-- start --
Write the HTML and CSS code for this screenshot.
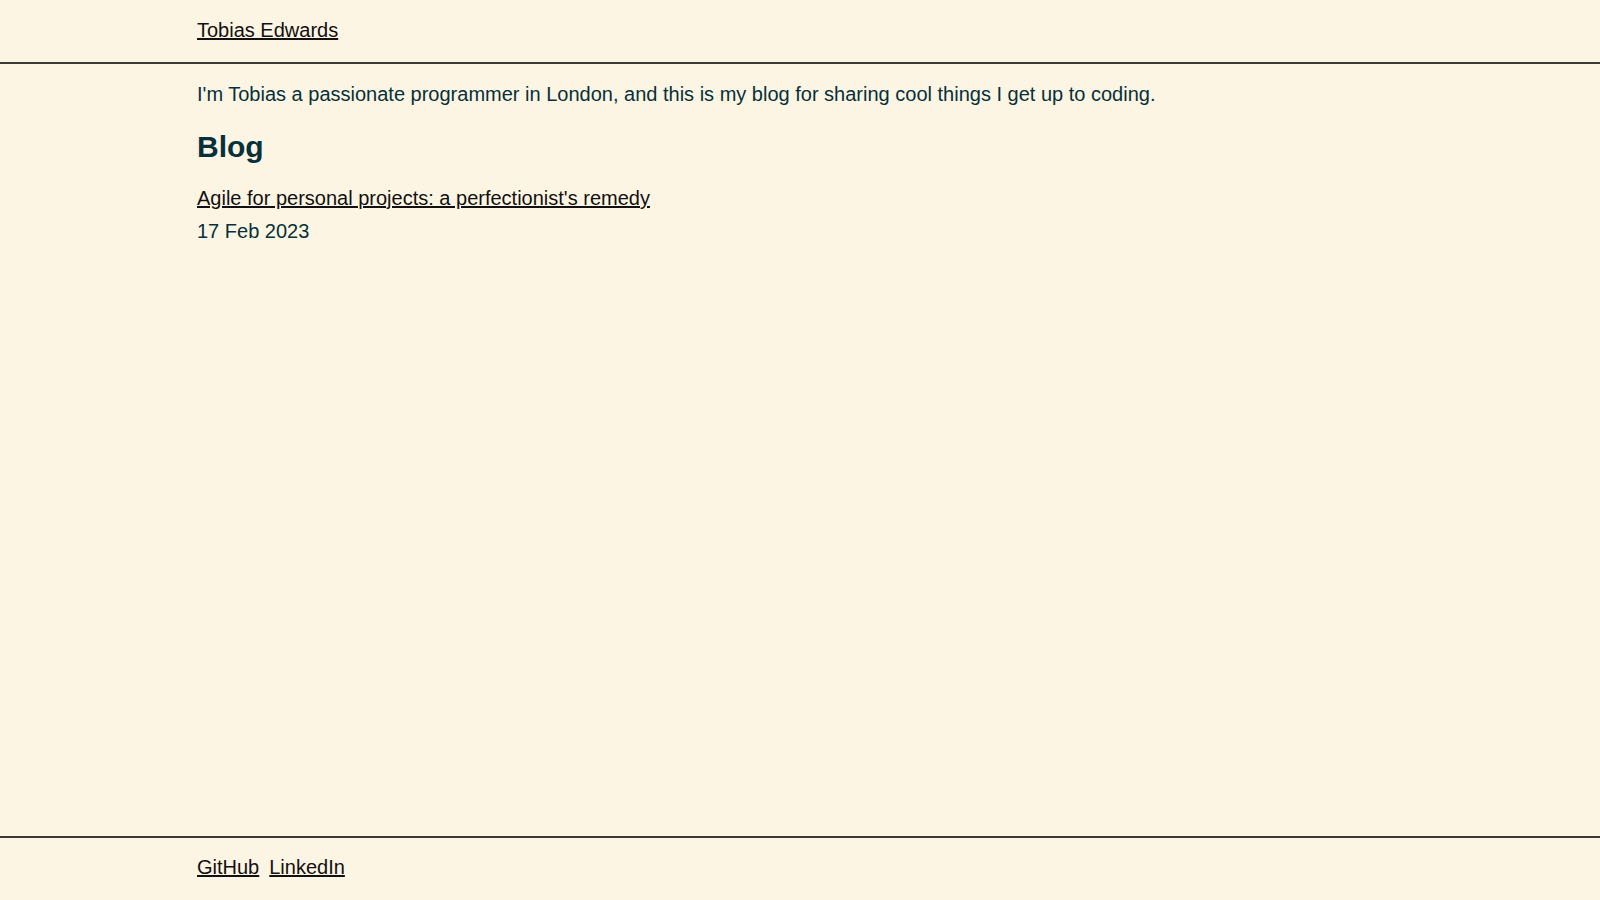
FILE: index.html
```html
<!DOCTYPE html>
<html lang="en">
<head>
<meta charset="utf-8">
<title>Tobias Edwards</title>
<link rel="stylesheet" href="styles.css">
</head>
<body>
  <header class="site-header">
    <div class="container">
      <a class="link" href="#">Tobias Edwards</a>
    </div>
  </header>
  <main class="site-main">
    <div class="container">
      <p class="intro">I'm Tobias a passionate programmer in London, and this is my blog for sharing cool things I get up to coding.</p>
      <h1 class="heading">Blog</h1>
      <ul class="posts">
        <li class="post">
          <a class="link" href="#">Agile for personal projects: a perfectionist's remedy</a>
          <div class="post-date">17 Feb 2023</div>
        </li>
      </ul>
    </div>
  </main>
  <footer class="site-footer">
    <div class="container footer-links">
      <a class="link" href="#">GitHub</a>
      <a class="link" href="#">LinkedIn</a>
    </div>
  </footer>
</body>
</html>
```

FILE: styles.css
```css
html, body {
  margin: 0;
  padding: 0;
}

body {
  background: #fdf5e3;
  color: #06303a;
  font-family: "Liberation Sans", Arial, sans-serif;
  font-size: 20px;
  line-height: 30px;
  min-height: 100vh;
  display: flex;
  flex-direction: column;
}

.container {
  max-width: 1206px;
  margin: 0 auto;
  width: 100%;
}

.link {
  color: #111;
  text-decoration: underline;
}

.site-header {
  padding: 15px 0 17px;
  border-bottom: 2px solid #3a3a36;
}

.site-main {
  flex: 1;
  padding-top: 15px;
}

.intro {
  margin: 0 0 15px;
}

.heading {
  margin: 0 0 14px;
  font-size: 30px;
  line-height: 45px;
  font-weight: bold;
}

.posts {
  list-style: none;
  margin: 0;
  padding: 0;
}

.post-date {
  margin-top: 3px;
}

.site-footer {
  border-top: 2px solid #3a3a36;
  padding: 14px 0 18px;
}

.footer-links {
  display: flex;
  gap: 10px;
}
```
-- end --
Instructions to follow — Which lines hold the word "this"? Copy all of them.

Task response —
Write the HTML and CSS code for this screenshot.
      <p class="intro">I'm Tobias a passionate programmer in London, and this is my blog for sharing cool things I get up to coding.</p>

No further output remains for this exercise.